### Data segment

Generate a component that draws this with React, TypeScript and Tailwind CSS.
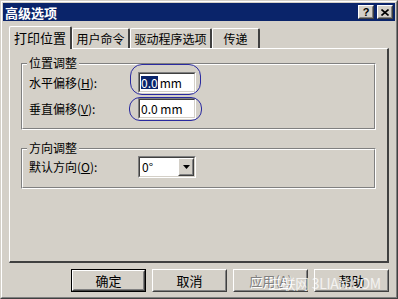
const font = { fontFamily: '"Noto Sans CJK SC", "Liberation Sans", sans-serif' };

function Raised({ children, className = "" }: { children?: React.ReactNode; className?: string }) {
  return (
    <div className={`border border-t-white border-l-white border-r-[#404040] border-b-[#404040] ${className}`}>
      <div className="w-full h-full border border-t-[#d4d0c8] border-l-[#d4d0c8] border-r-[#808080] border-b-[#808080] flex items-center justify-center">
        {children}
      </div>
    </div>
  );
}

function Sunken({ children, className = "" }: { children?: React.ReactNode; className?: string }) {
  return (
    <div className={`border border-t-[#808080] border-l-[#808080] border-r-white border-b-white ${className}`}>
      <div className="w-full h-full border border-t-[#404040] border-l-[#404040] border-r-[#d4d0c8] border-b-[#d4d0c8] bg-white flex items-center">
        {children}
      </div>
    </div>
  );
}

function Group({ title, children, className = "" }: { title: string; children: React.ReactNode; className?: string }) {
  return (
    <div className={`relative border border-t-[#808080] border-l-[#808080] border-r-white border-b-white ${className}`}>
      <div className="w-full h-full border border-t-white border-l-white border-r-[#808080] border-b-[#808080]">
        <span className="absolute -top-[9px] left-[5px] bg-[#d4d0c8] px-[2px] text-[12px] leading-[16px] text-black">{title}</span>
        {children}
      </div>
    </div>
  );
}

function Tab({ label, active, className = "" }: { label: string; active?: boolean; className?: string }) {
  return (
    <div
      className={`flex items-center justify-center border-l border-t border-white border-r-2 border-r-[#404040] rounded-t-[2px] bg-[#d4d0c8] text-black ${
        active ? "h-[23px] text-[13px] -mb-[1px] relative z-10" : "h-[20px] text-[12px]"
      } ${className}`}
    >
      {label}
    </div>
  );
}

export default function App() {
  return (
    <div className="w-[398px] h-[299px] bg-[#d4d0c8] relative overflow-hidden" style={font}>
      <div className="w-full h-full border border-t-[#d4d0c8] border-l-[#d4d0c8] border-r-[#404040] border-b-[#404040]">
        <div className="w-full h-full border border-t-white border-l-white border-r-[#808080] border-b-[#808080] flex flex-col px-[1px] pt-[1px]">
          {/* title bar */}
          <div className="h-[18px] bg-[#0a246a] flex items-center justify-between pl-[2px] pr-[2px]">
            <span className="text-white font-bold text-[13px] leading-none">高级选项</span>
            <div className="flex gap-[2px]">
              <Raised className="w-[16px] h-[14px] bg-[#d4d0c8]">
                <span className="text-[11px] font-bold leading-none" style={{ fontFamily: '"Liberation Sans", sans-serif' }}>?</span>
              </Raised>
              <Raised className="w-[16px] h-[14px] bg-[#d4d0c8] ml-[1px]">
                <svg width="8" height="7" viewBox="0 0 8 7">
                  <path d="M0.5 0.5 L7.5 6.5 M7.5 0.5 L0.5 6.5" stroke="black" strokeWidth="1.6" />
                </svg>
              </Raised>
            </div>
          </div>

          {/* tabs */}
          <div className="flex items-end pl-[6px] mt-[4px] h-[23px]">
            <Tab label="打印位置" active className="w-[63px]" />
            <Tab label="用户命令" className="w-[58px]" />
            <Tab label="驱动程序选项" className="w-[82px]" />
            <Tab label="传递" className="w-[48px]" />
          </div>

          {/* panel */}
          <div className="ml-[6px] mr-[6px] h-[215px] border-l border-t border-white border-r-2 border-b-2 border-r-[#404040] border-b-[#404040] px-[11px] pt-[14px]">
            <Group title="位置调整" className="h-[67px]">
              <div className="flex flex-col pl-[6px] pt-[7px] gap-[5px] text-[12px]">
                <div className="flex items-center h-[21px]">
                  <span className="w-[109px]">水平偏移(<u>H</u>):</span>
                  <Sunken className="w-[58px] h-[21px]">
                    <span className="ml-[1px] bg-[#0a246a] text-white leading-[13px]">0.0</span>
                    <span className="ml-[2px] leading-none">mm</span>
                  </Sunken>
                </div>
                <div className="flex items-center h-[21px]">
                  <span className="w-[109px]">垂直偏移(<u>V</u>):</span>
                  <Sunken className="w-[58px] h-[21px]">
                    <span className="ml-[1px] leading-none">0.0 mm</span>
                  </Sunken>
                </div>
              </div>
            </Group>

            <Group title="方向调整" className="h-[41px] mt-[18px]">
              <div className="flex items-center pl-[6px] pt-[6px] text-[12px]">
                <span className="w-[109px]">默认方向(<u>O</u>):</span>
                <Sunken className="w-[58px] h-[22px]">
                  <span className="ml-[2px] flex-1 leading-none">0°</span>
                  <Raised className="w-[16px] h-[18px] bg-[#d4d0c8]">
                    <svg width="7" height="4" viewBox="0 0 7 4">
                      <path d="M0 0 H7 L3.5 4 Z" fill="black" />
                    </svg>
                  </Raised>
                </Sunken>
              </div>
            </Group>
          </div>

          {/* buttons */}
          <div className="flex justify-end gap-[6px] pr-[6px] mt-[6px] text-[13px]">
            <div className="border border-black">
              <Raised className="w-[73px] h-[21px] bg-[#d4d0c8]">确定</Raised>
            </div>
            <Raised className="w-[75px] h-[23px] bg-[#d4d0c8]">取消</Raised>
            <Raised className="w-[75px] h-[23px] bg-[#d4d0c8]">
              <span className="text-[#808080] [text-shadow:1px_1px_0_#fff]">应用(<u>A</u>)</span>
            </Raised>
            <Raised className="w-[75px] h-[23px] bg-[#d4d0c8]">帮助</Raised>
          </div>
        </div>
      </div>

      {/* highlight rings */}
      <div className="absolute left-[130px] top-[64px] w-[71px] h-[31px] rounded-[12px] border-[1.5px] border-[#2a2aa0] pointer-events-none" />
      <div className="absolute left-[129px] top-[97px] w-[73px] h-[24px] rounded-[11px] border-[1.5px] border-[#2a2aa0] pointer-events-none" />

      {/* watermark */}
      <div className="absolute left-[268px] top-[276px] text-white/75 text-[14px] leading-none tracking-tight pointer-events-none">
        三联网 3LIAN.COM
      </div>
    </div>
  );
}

######

_Given task_:
Return the whole listing, word for word, and leave out every picture.

_Task output_:
Generate a component that draws this with React, TypeScript and Tailwind CSS.
const font = { fontFamily: '"Noto Sans CJK SC", "Liberation Sans", sans-serif' };

function Raised({ children, className = "" }: { children?: React.ReactNode; className?: string }) {
  return (
    <div className={`border border-t-white border-l-white border-r-[#404040] border-b-[#404040] ${className}`}>
      <div className="w-full h-full border border-t-[#d4d0c8] border-l-[#d4d0c8] border-r-[#808080] border-b-[#808080] flex items-center justify-center">
        {children}
      </div>
    </div>
  );
}

function Sunken({ children, className = "" }: { children?: React.ReactNode; className?: string }) {
  return (
    <div className={`border border-t-[#808080] border-l-[#808080] border-r-white border-b-white ${className}`}>
      <div className="w-full h-full border border-t-[#404040] border-l-[#404040] border-r-[#d4d0c8] border-b-[#d4d0c8] bg-white flex items-center">
        {children}
      </div>
    </div>
  );
}

function Group({ title, children, className = "" }: { title: string; children: React.ReactNode; className?: string }) {
  return (
    <div className={`relative border border-t-[#808080] border-l-[#808080] border-r-white border-b-white ${className}`}>
      <div className="w-full h-full border border-t-white border-l-white border-r-[#808080] border-b-[#808080]">
        <span className="absolute -top-[9px] left-[5px] bg-[#d4d0c8] px-[2px] text-[12px] leading-[16px] text-black">{title}</span>
        {children}
      </div>
    </div>
  );
}

function Tab({ label, active, className = "" }: { label: string; active?: boolean; className?: string }) {
  return (
    <div
      className={`flex items-center justify-center border-l border-t border-white border-r-2 border-r-[#404040] rounded-t-[2px] bg-[#d4d0c8] text-black ${
        active ? "h-[23px] text-[13px] -mb-[1px] relative z-10" : "h-[20px] text-[12px]"
      } ${className}`}
    >
      {label}
    </div>
  );
}

export default function App() {
  return (
    <div className="w-[398px] h-[299px] bg-[#d4d0c8] relative overflow-hidden" style={font}>
      <div className="w-full h-full border border-t-[#d4d0c8] border-l-[#d4d0c8] border-r-[#404040] border-b-[#404040]">
        <div className="w-full h-full border border-t-white border-l-white border-r-[#808080] border-b-[#808080] flex flex-col px-[1px] pt-[1px]">
          {/* title bar */}
          <div className="h-[18px] bg-[#0a246a] flex items-center justify-between pl-[2px] pr-[2px]">
            <span className="text-white font-bold text-[13px] leading-none">高级选项</span>
            <div className="flex gap-[2px]">
              <Raised className="w-[16px] h-[14px] bg-[#d4d0c8]">
                <span className="text-[11px] font-bold leading-none" style={{ fontFamily: '"Liberation Sans", sans-serif' }}>?</span>
              </Raised>
              <Raised className="w-[16px] h-[14px] bg-[#d4d0c8] ml-[1px]">
                <svg width="8" height="7" viewBox="0 0 8 7">
                  <path d="M0.5 0.5 L7.5 6.5 M7.5 0.5 L0.5 6.5" stroke="black" strokeWidth="1.6" />
                </svg>
              </Raised>
            </div>
          </div>

          {/* tabs */}
          <div className="flex items-end pl-[6px] mt-[4px] h-[23px]">
            <Tab label="打印位置" active className="w-[63px]" />
            <Tab label="用户命令" className="w-[58px]" />
            <Tab label="驱动程序选项" className="w-[82px]" />
            <Tab label="传递" className="w-[48px]" />
          </div>

          {/* panel */}
          <div className="ml-[6px] mr-[6px] h-[215px] border-l border-t border-white border-r-2 border-b-2 border-r-[#404040] border-b-[#404040] px-[11px] pt-[14px]">
            <Group title="位置调整" className="h-[67px]">
              <div className="flex flex-col pl-[6px] pt-[7px] gap-[5px] text-[12px]">
                <div className="flex items-center h-[21px]">
                  <span className="w-[109px]">水平偏移(<u>H</u>):</span>
                  <Sunken className="w-[58px] h-[21px]">
                    <span className="ml-[1px] bg-[#0a246a] text-white leading-[13px]">0.0</span>
                    <span className="ml-[2px] leading-none">mm</span>
                  </Sunken>
                </div>
                <div className="flex items-center h-[21px]">
                  <span className="w-[109px]">垂直偏移(<u>V</u>):</span>
                  <Sunken className="w-[58px] h-[21px]">
                    <span className="ml-[1px] leading-none">0.0 mm</span>
                  </Sunken>
                </div>
              </div>
            </Group>

            <Group title="方向调整" className="h-[41px] mt-[18px]">
              <div className="flex items-center pl-[6px] pt-[6px] text-[12px]">
                <span className="w-[109px]">默认方向(<u>O</u>):</span>
                <Sunken className="w-[58px] h-[22px]">
                  <span className="ml-[2px] flex-1 leading-none">0°</span>
                  <Raised className="w-[16px] h-[18px] bg-[#d4d0c8]">
                    <svg width="7" height="4" viewBox="0 0 7 4">
                      <path d="M0 0 H7 L3.5 4 Z" fill="black" />
                    </svg>
                  </Raised>
                </Sunken>
              </div>
            </Group>
          </div>

          {/* buttons */}
          <div className="flex justify-end gap-[6px] pr-[6px] mt-[6px] text-[13px]">
            <div className="border border-black">
              <Raised className="w-[73px] h-[21px] bg-[#d4d0c8]">确定</Raised>
            </div>
            <Raised className="w-[75px] h-[23px] bg-[#d4d0c8]">取消</Raised>
            <Raised className="w-[75px] h-[23px] bg-[#d4d0c8]">
              <span className="text-[#808080] [text-shadow:1px_1px_0_#fff]">应用(<u>A</u>)</span>
            </Raised>
            <Raised className="w-[75px] h-[23px] bg-[#d4d0c8]">帮助</Raised>
          </div>
        </div>
      </div>

      {/* highlight rings */}
      <div className="absolute left-[130px] top-[64px] w-[71px] h-[31px] rounded-[12px] border-[1.5px] border-[#2a2aa0] pointer-events-none" />
      <div className="absolute left-[129px] top-[97px] w-[73px] h-[24px] rounded-[11px] border-[1.5px] border-[#2a2aa0] pointer-events-none" />

      {/* watermark */}
      <div className="absolute left-[268px] top-[276px] text-white/75 text-[14px] leading-none tracking-tight pointer-events-none">
        三联网 3LIAN.COM
      </div>
    </div>
  );
}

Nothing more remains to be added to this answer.